── Dataset excerpt ──
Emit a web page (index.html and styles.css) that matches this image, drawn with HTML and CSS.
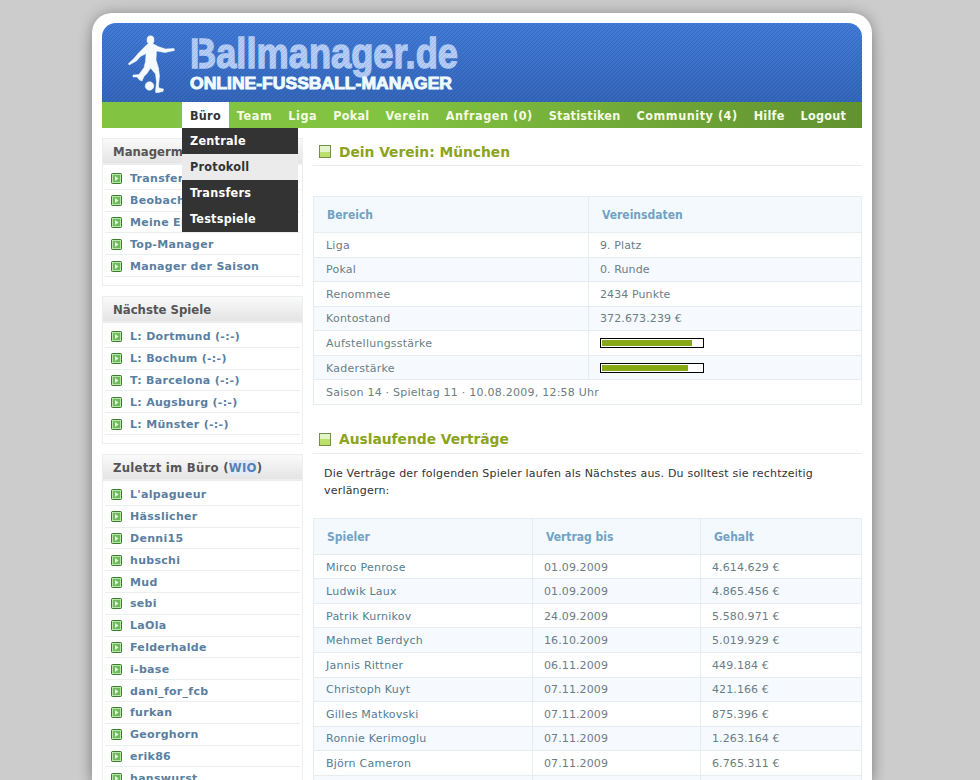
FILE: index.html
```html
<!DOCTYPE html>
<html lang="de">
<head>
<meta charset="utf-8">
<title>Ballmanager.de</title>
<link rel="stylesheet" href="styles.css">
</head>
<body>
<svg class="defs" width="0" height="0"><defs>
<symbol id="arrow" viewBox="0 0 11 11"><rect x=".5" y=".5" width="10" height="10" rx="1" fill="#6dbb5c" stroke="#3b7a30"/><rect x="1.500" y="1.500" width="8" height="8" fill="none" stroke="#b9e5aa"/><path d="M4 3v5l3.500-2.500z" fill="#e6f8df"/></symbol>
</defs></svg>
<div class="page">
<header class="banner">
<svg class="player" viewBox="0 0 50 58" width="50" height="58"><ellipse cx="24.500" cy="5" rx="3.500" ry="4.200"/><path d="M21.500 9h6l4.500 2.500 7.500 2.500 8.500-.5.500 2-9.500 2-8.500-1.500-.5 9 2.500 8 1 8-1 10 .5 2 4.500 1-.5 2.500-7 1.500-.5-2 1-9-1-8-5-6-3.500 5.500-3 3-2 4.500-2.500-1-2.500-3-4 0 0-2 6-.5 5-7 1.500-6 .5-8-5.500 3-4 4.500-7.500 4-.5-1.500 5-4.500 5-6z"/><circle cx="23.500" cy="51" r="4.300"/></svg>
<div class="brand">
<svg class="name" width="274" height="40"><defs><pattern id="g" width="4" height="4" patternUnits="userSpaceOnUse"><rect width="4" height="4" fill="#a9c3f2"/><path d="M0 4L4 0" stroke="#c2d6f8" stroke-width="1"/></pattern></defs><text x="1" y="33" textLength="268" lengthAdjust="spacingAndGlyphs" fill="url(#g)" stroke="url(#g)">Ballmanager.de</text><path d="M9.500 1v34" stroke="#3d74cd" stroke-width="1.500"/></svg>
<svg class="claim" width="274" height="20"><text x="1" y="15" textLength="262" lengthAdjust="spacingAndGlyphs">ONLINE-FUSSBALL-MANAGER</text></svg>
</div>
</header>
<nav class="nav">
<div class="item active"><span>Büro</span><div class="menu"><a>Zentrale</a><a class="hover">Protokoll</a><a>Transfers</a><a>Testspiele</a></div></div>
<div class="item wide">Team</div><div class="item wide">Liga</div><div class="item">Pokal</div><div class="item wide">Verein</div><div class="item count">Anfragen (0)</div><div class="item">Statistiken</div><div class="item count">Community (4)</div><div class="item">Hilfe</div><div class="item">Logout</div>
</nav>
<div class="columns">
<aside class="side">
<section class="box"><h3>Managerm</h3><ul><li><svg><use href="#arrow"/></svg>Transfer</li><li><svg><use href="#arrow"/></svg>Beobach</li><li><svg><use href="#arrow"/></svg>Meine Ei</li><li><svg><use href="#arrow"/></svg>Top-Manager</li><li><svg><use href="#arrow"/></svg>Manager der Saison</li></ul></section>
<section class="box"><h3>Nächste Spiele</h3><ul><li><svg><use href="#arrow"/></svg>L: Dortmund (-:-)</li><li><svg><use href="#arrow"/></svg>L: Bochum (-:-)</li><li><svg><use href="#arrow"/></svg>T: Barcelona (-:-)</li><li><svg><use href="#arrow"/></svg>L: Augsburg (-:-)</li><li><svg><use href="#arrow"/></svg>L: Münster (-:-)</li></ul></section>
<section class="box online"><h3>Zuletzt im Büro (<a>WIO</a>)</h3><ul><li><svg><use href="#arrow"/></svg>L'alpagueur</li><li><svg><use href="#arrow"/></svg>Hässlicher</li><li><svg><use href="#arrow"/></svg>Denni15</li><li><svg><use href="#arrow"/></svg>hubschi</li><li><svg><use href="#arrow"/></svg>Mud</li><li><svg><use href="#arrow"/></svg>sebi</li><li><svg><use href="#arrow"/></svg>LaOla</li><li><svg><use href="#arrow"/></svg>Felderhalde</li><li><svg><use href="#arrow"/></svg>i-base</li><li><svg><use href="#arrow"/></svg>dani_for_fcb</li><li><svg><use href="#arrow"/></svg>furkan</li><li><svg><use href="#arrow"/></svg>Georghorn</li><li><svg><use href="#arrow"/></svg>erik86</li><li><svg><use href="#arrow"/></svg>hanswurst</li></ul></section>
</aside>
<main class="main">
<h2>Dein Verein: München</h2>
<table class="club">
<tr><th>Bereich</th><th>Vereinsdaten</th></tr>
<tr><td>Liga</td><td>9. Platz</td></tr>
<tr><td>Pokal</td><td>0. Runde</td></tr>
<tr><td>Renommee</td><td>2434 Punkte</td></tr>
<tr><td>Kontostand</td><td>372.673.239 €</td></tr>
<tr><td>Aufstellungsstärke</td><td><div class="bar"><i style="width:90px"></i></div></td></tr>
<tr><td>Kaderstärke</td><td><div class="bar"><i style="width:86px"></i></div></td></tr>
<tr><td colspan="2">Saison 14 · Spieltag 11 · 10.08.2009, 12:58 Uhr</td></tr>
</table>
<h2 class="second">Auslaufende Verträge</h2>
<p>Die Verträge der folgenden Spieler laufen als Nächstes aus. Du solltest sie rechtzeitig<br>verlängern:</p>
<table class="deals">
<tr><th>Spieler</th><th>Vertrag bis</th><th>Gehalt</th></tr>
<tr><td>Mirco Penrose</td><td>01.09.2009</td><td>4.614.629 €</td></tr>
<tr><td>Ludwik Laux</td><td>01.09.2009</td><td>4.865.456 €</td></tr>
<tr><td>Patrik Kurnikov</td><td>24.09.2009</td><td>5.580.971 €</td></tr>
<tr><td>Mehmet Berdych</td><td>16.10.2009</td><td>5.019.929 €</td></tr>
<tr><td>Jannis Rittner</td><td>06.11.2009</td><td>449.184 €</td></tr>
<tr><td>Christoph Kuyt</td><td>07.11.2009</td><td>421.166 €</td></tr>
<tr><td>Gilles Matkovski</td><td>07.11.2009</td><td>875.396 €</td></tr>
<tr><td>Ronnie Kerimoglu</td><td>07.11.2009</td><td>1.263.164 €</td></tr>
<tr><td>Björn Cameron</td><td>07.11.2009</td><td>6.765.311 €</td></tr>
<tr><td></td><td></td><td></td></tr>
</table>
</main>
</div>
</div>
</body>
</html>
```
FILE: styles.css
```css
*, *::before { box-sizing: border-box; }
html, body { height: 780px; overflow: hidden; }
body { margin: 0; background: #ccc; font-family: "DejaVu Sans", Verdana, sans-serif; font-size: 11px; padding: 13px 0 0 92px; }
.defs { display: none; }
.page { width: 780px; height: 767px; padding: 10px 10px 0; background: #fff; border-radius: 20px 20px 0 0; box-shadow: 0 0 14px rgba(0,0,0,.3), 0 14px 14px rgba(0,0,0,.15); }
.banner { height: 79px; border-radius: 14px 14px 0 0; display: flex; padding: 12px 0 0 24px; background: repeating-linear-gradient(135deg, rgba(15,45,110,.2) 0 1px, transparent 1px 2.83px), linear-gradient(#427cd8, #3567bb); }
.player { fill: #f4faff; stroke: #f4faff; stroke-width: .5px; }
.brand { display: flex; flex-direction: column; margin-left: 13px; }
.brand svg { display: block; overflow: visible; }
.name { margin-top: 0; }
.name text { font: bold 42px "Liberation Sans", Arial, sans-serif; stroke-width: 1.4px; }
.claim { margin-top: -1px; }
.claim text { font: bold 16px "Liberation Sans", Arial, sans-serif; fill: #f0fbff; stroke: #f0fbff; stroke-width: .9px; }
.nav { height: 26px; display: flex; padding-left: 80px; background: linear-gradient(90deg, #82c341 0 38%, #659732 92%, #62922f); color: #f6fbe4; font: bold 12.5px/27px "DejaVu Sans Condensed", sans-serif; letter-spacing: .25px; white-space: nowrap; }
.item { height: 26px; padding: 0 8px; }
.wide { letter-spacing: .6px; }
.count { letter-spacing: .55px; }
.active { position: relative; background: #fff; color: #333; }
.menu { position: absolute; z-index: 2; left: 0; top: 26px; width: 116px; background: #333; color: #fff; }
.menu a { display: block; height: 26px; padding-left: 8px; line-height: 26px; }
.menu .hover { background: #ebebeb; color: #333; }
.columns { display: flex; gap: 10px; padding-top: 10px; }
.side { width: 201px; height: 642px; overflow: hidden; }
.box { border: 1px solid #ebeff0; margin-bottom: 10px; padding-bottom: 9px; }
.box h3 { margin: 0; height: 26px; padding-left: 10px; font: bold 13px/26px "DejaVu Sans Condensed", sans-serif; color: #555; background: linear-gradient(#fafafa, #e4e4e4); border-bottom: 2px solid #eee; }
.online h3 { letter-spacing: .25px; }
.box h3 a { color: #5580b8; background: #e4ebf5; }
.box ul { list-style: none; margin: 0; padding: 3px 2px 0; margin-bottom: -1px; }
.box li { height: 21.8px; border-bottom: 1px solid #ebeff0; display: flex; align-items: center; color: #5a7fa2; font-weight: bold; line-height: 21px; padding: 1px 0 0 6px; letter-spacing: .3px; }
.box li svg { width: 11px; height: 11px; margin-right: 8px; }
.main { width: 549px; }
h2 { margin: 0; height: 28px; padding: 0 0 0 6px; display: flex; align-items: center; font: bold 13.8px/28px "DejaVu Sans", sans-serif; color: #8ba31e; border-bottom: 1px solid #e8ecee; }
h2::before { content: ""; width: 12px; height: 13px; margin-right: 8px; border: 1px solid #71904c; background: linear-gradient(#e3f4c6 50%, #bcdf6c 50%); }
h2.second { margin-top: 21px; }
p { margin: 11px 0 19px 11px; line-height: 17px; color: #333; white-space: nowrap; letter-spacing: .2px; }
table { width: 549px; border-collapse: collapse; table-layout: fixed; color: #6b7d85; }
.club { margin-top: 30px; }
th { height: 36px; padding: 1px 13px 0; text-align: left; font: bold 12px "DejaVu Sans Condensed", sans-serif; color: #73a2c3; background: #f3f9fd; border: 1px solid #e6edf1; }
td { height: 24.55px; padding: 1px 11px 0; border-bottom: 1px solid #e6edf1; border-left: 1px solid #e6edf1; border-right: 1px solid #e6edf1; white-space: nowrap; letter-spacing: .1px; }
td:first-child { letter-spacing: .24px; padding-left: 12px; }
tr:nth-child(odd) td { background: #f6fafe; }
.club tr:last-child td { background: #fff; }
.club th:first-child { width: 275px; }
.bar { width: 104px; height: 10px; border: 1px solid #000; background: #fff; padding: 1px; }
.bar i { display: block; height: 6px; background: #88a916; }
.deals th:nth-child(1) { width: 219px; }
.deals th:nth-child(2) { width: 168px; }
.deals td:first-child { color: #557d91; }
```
───
**Problem description**
Pick out every line above that contains the word "page" and copy it.

**Answer for the task**
Emit a web page (index.html and styles.css) that matches this image, drawn with HTML and CSS.
<div class="page">
.page { width: 780px; height: 767px; padding: 10px 10px 0; background: #fff; border-radius: 20px 20px 0 0; box-shadow: 0 0 14px rgba(0,0,0,.3), 0 14px 14px rgba(0,0,0,.15); }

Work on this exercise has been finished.